Trump Media’s chief executive, Devin Nunes, called the offerings “a competitive alternative to the woke funds and debanking problems that you find throughout the market.”

“The Fun POTUS Is Back”

He’s a barrel of laughs

He’s a real comedian:

Prince Harry can breathe freely in Montecito, because President Donald Trump has ruled out deporting the self-exiled British royal.

Harry’s immigration status is the subject of litigation in Washington DC, with the Heritage Foundation alleging that he may have concealed past illegal drug use that should have disqualified him from obtaining a US visa.

But the president told The New York Post Friday that he isn’t interested in throwing Harry out of the country.

“I don’t want to do that,” he said.

“I’ll leave him alone. He’s got enough problems with his wife. She’s terrible.”

If there was ever a reason for Harry to mend fences with his family this is it.
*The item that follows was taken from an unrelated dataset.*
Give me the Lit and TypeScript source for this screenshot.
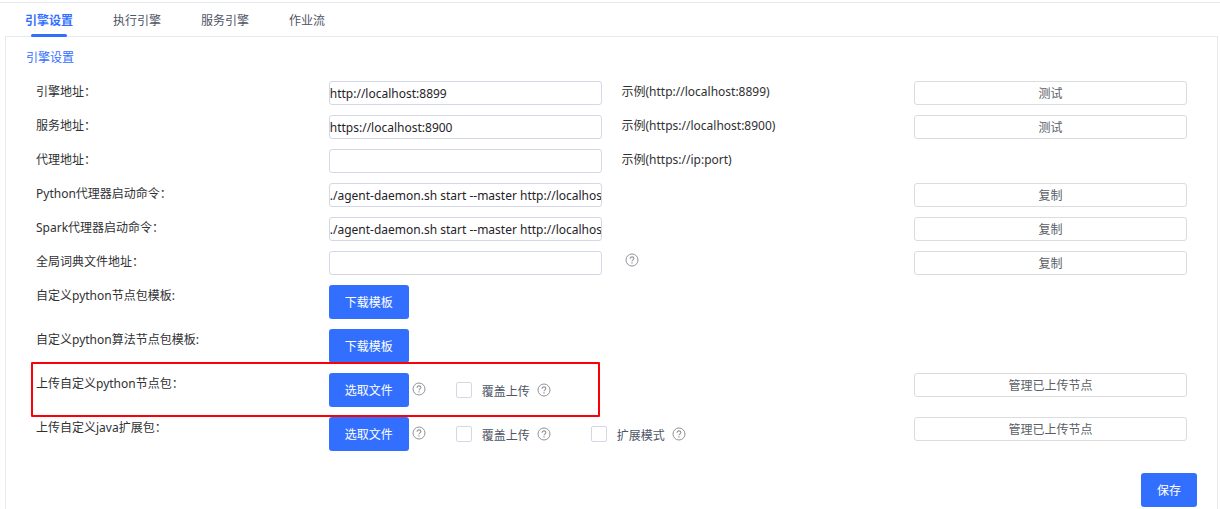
import { LitElement, html, css, svg, nothing, TemplateResult } from "lit";
import { customElement, property, state } from "lit/decorators.js";

@customElement("help-icon")
class HelpIcon extends LitElement {
  static styles = css`
    :host {
      display: inline-flex;
      width: 14px;
      height: 14px;
      color: #909399;
    }
    .icon {
      width: 14px;
      height: 14px;
    }
  `;

  render() {
    return html`<svg class="icon" viewBox="0 0 14 14" fill="none" stroke="currentColor" role="img" aria-label="帮助">
      ${svg`<circle cx="7" cy="7" r="6" stroke-width="1"></circle>
      <path d="M5.1 5.7C5.1 4.6 5.9 3.9 7 3.9s1.9.7 1.9 1.7c0 1.2-1.9 1.3-1.9 2.6" stroke-width="1.1"></path>
      <path d="M7 9.2v1.2" stroke-width="1.2"></path>`}
    </svg>`;
  }
}

@customElement("setting-row")
class SettingRow extends LitElement {
  @property() label = "";
  @property() value: string | undefined;
  @property() hint = "";
  @property() action = "";
  @property() primary = "";
  @property({ type: Boolean }) help = false;
  @property({ type: Boolean }) marked = false;
  @property({ attribute: false }) options: string[] = [];

  static styles = css`
    :host {
      display: block;
      position: relative;
    }
    .row {
      display: grid;
      grid-template-columns: repeat(4, minmax(0, 1fr));
      column-gap: 20px;
      align-items: start;
    }
    .label,
    .hint {
      line-height: 22px;
      color: #303133;
      white-space: nowrap;
    }
    .field {
      box-sizing: border-box;
      width: 100%;
      height: 24px;
      margin: 0;
      padding: 0;
      border: 1px solid #d4d7e5;
      border-radius: 3px;
      background: #fff;
      font: inherit;
      color: #1f2329;
      outline: none;
    }
    .action {
      grid-column: 4;
      height: 24px;
      padding: 2px 0 0;
      border: 1px solid #dcdcdf;
      border-radius: 3px;
      background: #fff;
      font: inherit;
      color: #5a5e66;
      cursor: pointer;
    }
    .controls {
      grid-column: 2 / 4;
      grid-row: 1;
      display: flex;
      align-items: center;
    }
    .primary {
      height: 34px;
      padding: 2px 16px 0;
      border: 0;
      border-radius: 3px;
      background: #326fff;
      font: inherit;
      color: #fff;
      cursor: pointer;
    }
    .help {
      margin-left: 3px;
    }
    .controls .help {
      padding-bottom: 2px;
    }
    .icon-cell {
      display: flex;
      padding-top: 2px;
    }
    .option {
      display: flex;
      align-items: center;
      margin-left: 30px;
      color: #4e5465;
    }
    .option + .option {
      margin-left: 40px;
    }
    .box {
      appearance: none;
      box-sizing: border-box;
      width: 16px;
      height: 16px;
      margin: 0 10px 0 0;
      border: 1px solid #d4d7e5;
      border-radius: 2px;
      background: #fff;
    }
    .box:checked {
      background: #326fff;
      border-color: #326fff;
    }
    .caption {
      display: flex;
      align-items: center;
      gap: 7px;
    }
    .caption-text {
      padding-top: 4px;
    }
    .mark {
      position: absolute;
      top: -11px;
      bottom: -10px;
      left: -5px;
      width: calc(50% - 7px);
      box-sizing: border-box;
      border: 2px solid #fb0007;
      border-radius: 1px;
      pointer-events: none;
    }
  `;

  private renderPrimary(): TemplateResult {
    return html`<div class="controls">
      <button class="primary" type="button">${this.primary}</button>
      ${this.options.length ? html`<help-icon class="help"></help-icon>` : nothing}
      ${this.options.map(
        (o) => html`<label class="option">
          <input class="box" type="checkbox" />
          <span class="caption"><span class="caption-text">${o}</span><help-icon></help-icon></span>
        </label>`
      )}
    </div>`;
  }

  render() {
    return html`<div class="row">
        ${this.value === undefined
          ? html`<span class="label">${this.label}</span>${this.renderPrimary()}`
          : html`<label class="label" for="field">${this.label}</label>
              <input class="field" id="field" type="text" .value=${this.value} />`}
        ${this.hint ? html`<span class="hint">${this.hint}</span>` : nothing}
        ${this.help ? html`<span class="icon-cell"><help-icon class="help"></help-icon></span>` : nothing}
        ${this.action ? html`<button class="action" type="button">${this.action}</button>` : nothing}
      </div>
      ${this.marked ? html`<div class="mark"></div>` : nothing}`;
  }
}

interface Row {
  label: string;
  value?: string;
  hint?: string;
  action?: string;
  primary?: string;
  help?: boolean;
  marked?: boolean;
  options?: string[];
}

const TABS = ["引擎设置", "执行引擎", "服务引擎", "作业流"];
const COMMAND = "./agent-daemon.sh start --master http://localhost:8899";

const ROWS: Row[] = [
  { label: "引擎地址：", value: "http://localhost:8899", hint: "示例(http://localhost:8899)", action: "测试" },
  { label: "服务地址：", value: "https://localhost:8900", hint: "示例(https://localhost:8900)", action: "测试" },
  { label: "代理地址：", value: "", hint: "示例(https://ip:port)" },
  { label: "Python代理器启动命令：", value: COMMAND, action: "复制" },
  { label: "Spark代理器启动命令：", value: COMMAND, action: "复制" },
  { label: "全局词典文件地址：", value: "", help: true, action: "复制" },
  { label: "自定义python节点包模板:", primary: "下载模板" },
  { label: "自定义python算法节点包模板:", primary: "下载模板" },
  { label: "上传自定义python节点包：", primary: "选取文件", options: ["覆盖上传"], action: "管理已上传节点", marked: true },
  { label: "上传自定义java扩展包：", primary: "选取文件", options: ["覆盖上传", "扩展模式"], action: "管理已上传节点" },
];

@customElement("app-root")
class AppRoot extends LitElement {
  @state() private active = 0;

  static styles = css`
    :host {
      display: flex;
      flex-direction: column;
      box-sizing: border-box;
      min-height: 100vh;
      padding: 2px 2px 0 5px;
      background: linear-gradient(#e8eaf2, #e8eaf2) 0 2px / 100% 1px no-repeat #fff;
      font: 12px/18px "Noto Sans", "Noto Sans CJK SC", sans-serif;
      color: #303133;
    }
    .tabs {
      display: flex;
      gap: 40px;
      padding: 1px 20px 0;
    }
    .tab {
      position: relative;
      height: 33px;
      padding: 3px 0 0;
      border: 0;
      background: none;
      font: inherit;
      color: #4e5465;
      cursor: pointer;
    }
    .selected {
      font-weight: 700;
      color: #326fff;
    }
    .selected::after {
      content: "";
      position: absolute;
      left: 6px;
      right: 6px;
      bottom: -1px;
      height: 3px;
      border-radius: 2px;
      background: #326fff;
    }
    .panel {
      flex: 1;
      display: flex;
      flex-direction: column;
      padding: 10px 20px 2px;
      border: 1px solid #e8eaf2;
      border-bottom: 0;
    }
    .title {
      margin: 0;
      font-size: 12px;
      line-height: 22px;
      font-weight: 400;
      color: #326fff;
    }
    .rows {
      display: flex;
      flex-direction: column;
      gap: 10px;
      padding: 12px 10px 22px;
    }
    .save {
      align-self: flex-end;
      height: 34px;
      padding: 2px 16px 0;
      border: 0;
      border-radius: 3px;
      background: #326fff;
      font: inherit;
      color: #fff;
      cursor: pointer;
    }
  `;

  render() {
    return html`<div class="tabs" role="tablist">
        ${TABS.map(
          (t, i) => html`<button
            class="tab ${i === this.active ? "selected" : ""}"
            type="button"
            role="tab"
            aria-selected=${i === this.active}
            @click=${() => (this.active = i)}
          >${t}</button>`
        )}
      </div>
      <main class="panel">
        <h2 class="title">引擎设置</h2>
        <div class="rows">
          ${ROWS.map(
            (r) => html`<setting-row
              .label=${r.label}
              .value=${r.value}
              .hint=${r.hint ?? ""}
              .action=${r.action ?? ""}
              .primary=${r.primary ?? ""}
              .help=${!!r.help}
              .marked=${!!r.marked}
              .options=${r.options ?? []}
            ></setting-row>`
          )}
        </div>
        <button class="save" type="button">保存</button>
      </main>`;
  }
}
I know Ted Cruz’s ilk are fine with the president of the United States crudely insuring their wives but there’s not reason for Harry to put up with it.

This is the schoolboy bully part of Trump that the right just loves which says everything about them. Look at the way they celebrated:

I didn’t realize they were thinking of deporting Harry over his past drug use. But Elon Musk using every drug in sight is just fine. GTK.

Our Wall Street Overlords

Just as awful as they ever were

If we’re in the business of removing statues….

Bill Cohen at Puck surveyed some of the Masters of the Universe about Trump’s first moves and they are fine with it. Who are these jerks?

One Wall Street executive, who almost went to work for Trump this time around, artfully told me that the president was simply using the Oval Office and the media as his bully pulpit, itself a form of performance art. “Bullies love to see people cower in fear,” he said. “Why be a bully if you can’t do that? So how much of this is just, ‘Justin Trudeau, I’m gonna fuck with him,’ or ‘Mexico didn’t really do shit to stop immigration, time for them to shit their pants a little bit. Let’s get a reset’?”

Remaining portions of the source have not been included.